7. Comment les choix technologiques (programmatique, stack technique) influencent-ils l’impact environnemental ?

Les choix technologiques ont un impact direct. Une chaîne d’achat en programmatique avec de nombreux intermédiaires (SSP, DSP, outils de mesure, etc.) génère beaucoup plus d’appels serveurs qu’un achat en gré à gré (direct éditeur). Chaque intermédiaire ajoute de la complexité et donc de la consommation énergétique. De même, multiplier les outils marketing qui font des choses similaires dans sa ‘stack’ technique conduit à une ‘débauche énergétique’. Rationaliser ses partenaires technologiques et privilégier les chaînes les plus courtes et efficaces sont des leviers importants pour réduire l’empreinte carbone de la diffusion publicitaire.

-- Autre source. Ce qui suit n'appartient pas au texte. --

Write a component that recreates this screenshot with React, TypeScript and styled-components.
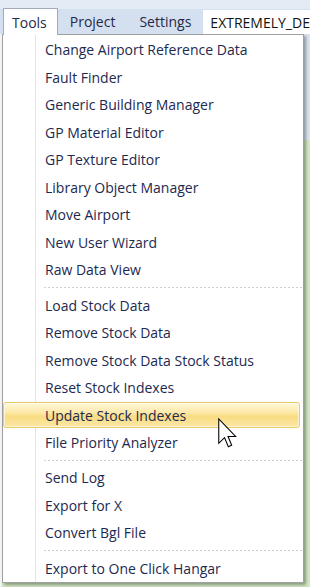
import React from "react";
import styled, { createGlobalStyle, css } from "styled-components";

const GlobalStyle = createGlobalStyle`
  html, body {
    margin: 0;
    padding: 0;
    background: #ffffff;
  }
`;

type Entry = { label: string; active?: boolean } | "sep";

const entries: Entry[] = [
  { label: "Change Airport Reference Data" },
  { label: "Fault Finder" },
  { label: "Generic Building Manager" },
  { label: "GP Material Editor" },
  { label: "GP Texture Editor" },
  { label: "Library Object Manager" },
  { label: "Move Airport" },
  { label: "New User Wizard" },
  { label: "Raw Data View" },
  "sep",
  { label: "Load Stock Data" },
  { label: "Remove Stock Data" },
  { label: "Remove Stock Data Stock Status" },
  { label: "Reset Stock Indexes" },
  { label: "Update Stock Indexes", active: true },
  { label: "File Priority Analyzer" },
  "sep",
  { label: "Send Log" },
  { label: "Export for X" },
  { label: "Convert Bgl File" },
  "sep",
  { label: "Export to One Click Hangar" },
];

const Screen = styled.div`
  position: relative;
  width: 310px;
  height: 587px;
  overflow: hidden;
  font-family: "Open Sans", "Noto Sans", sans-serif;
  background: #ffffff;
`;

const MenuBar = styled.div`
  display: flex;
  align-items: flex-end;
  height: 34px;
  padding-left: 3px;
  background: linear-gradient(#e4ebf5 0 9px, #d4dff0 9px);
  position: relative;
  z-index: 2;
`;

const MenuTab = styled.div<{ $open?: boolean }>`
  height: 25px;
  padding: 0 12px;
  display: flex;
  align-items: center;
  font-size: 14px;
  color: #1f2a48;
  ${({ $open }) =>
    $open &&
    css`
      padding: 0 10px 0 8px;
      background: #ffffff;
      border: 1px solid #a3abb8;
      border-bottom: none;
      height: 26px;
      margin-bottom: -1px;
    `}
`;

const DocTab = styled.div`
  margin-left: auto;
  width: 100px;
  height: 24px;
  padding-left: 7px;
  display: flex;
  align-items: center;
  background: #ffffff;
  font-size: 14px;
  color: #111111;
  white-space: nowrap;
  overflow: hidden;
`;

const Workspace = styled.div`
  display: flex;
  height: 553px;
  background: linear-gradient(#dae4f0 0 106px, #d2e9c3 106px);
`;

const LeftStrip = styled.div`
  width: 2px;
  background: #f4f4f4;
`;

const Dropdown = styled.div`
  width: 300px;
  height: 546px;
  border: 1px solid #a0a0a0;
  padding-top: 1px;
  background: linear-gradient(
    to right,
    #ffffff 0 32px,
    #e2e3e3 32px 33px,
    #ffffff 33px
  );
  box-shadow: 2px 2px 3px rgba(0, 0, 0, 0.35);
  display: flex;
  flex-direction: column;
`;

const Item = styled.div<{ $active?: boolean }>`
  height: 27.6px;
  display: flex;
  align-items: center;
  padding-left: 42px;
  font-size: 14px;
  color: #1d2950;
  white-space: nowrap;
  box-sizing: border-box;
  ${({ $active }) =>
    $active &&
    css`
      margin: 1px 3px 1px 0;
      height: 25.6px;
      padding-left: 41px;
      border: 1px solid #e9c86a;
      border-radius: 3px;
      background: linear-gradient(
        #fff6d6 0%,
        #fde9a8 40%,
        #f9dc82 55%,
        #fbe7a6 100%
      );
      box-shadow: inset 0 0 0 1px rgba(255, 255, 255, 0.6);
    `}
`;

const Separator = styled.div`
  height: 8px;
  display: flex;
  align-items: center;
  padding-left: 41px;

  &::after {
    content: "";
    flex: 1;
    height: 1px;
    background: repeating-linear-gradient(
      to right,
      #cfcfcf 0 2px,
      transparent 2px 4px
    );
  }
`;

const Cursor = styled.svg`
  position: absolute;
  left: 218px;
  top: 418px;
  z-index: 5;
`;

const App: React.FC = () => {
  return (
    <Screen>
      <GlobalStyle />
      <MenuBar>
        <MenuTab $open>Tools</MenuTab>
        <MenuTab>Project</MenuTab>
        <MenuTab>Settings</MenuTab>
        <DocTab>EXTREMELY_DE</DocTab>
      </MenuBar>
      <Workspace>
        <LeftStrip />
        <Dropdown>
          {entries.map((entry, i) =>
            entry === "sep" ? (
              <Separator key={i} />
            ) : (
              <Item key={i} $active={entry.active}>
                {entry.label}
              </Item>
            )
          )}
        </Dropdown>
      </Workspace>
      <Cursor width="19" height="30" viewBox="0 0 12.5 19.5">
        <path
          d="M0.5 0.5 L0.5 16.5 L4.3 12.8 L6.8 18.8 L9 17.8 L6.6 12 L11.6 12 Z"
          fill="#ffffff"
          stroke="#000000"
          strokeWidth="0.7"
          strokeLinejoin="miter"
        />
      </Cursor>
    </Screen>
  );
};

export default App;
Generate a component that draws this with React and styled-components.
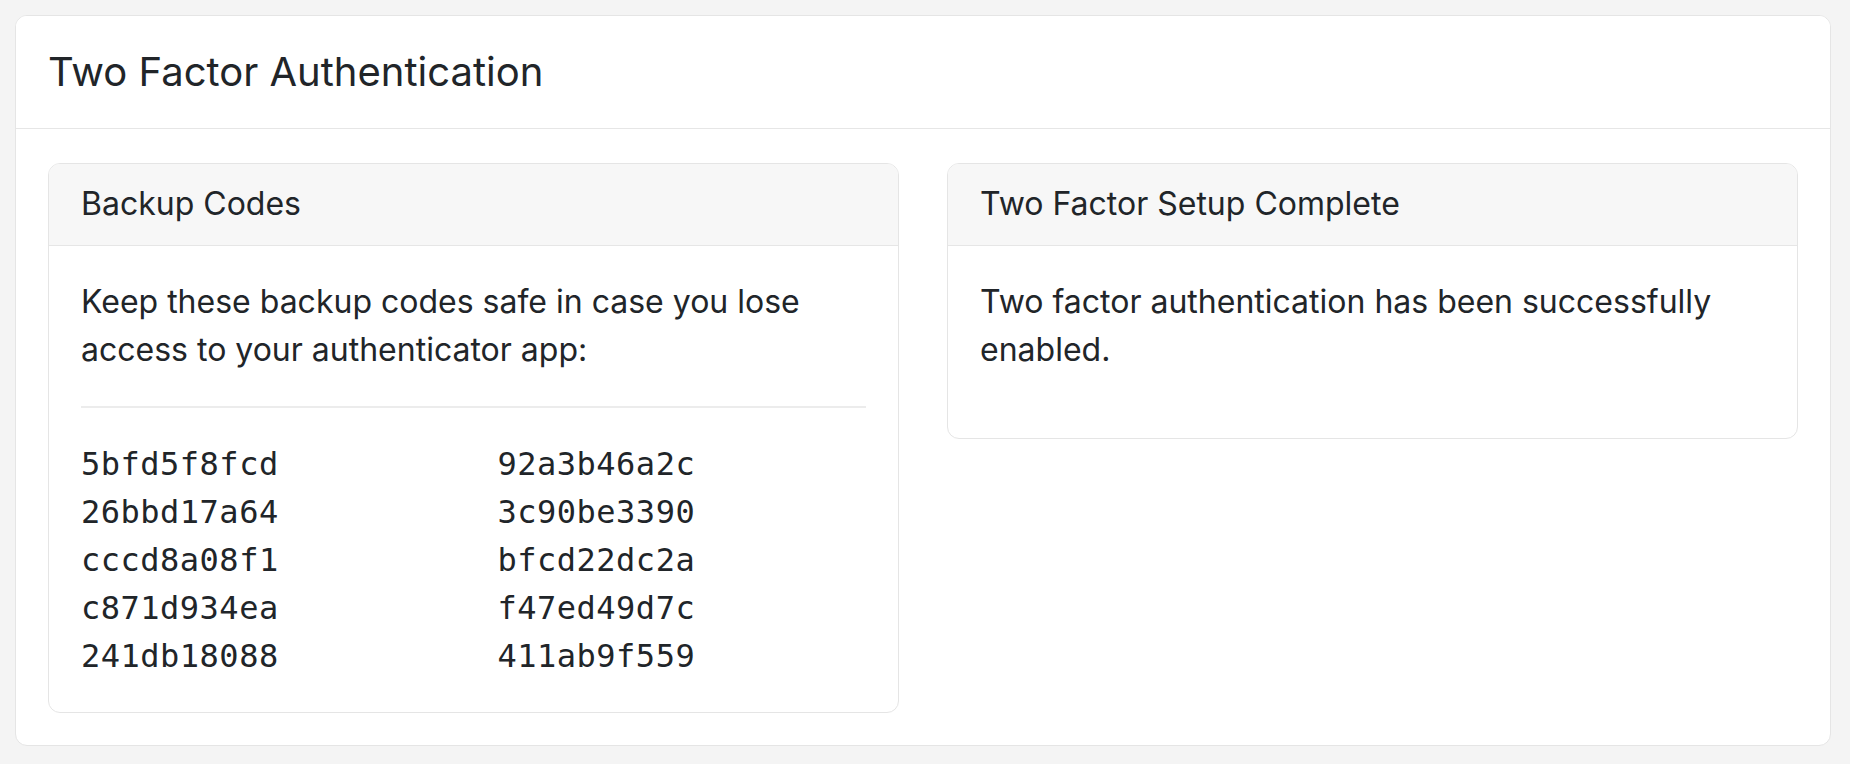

‘Évidemment, plus tu as de complexité technologique dans la chaîne et d’intermédiaire, plus ça fait appel à des nombreux serveurs dans tous les sens, des ressources de calculs de tous ces serveurs qui que tu tu tu vas convertir en en énergie en fait.’

8. Où trouver des informations fiables sur l’impact environnemental du numérique ?

Pour des informations sourcées et officielles en France, il est recommandé de consulter les travaux d’institutions publiques. L’ADEME (Agence de la transition écologique) et l’Arcep (le régulateur des télécoms) publient régulièrement des études et des chiffres de référence sur le sujet. Les rapports parlementaires, comme ceux du Sénat, sont également des sources très riches et documentées. Il faut rester critique face aux nombreux chiffres qui circulent dans les médias et toujours se demander quel est le périmètre de l’étude et la méthodologie utilisée, notamment si elle suit les principes de l’analyse du cycle de vie.

‘Tu peux aller consulter les chiffres de l’ADEME, de l’Arcep, les rapports du Sénat sur le sujet. Enfin il y a des choses maintenant qui sont voilà qu’on qu’on peut plus remettre en question parce que ça a été publié de façon de façon officielle.’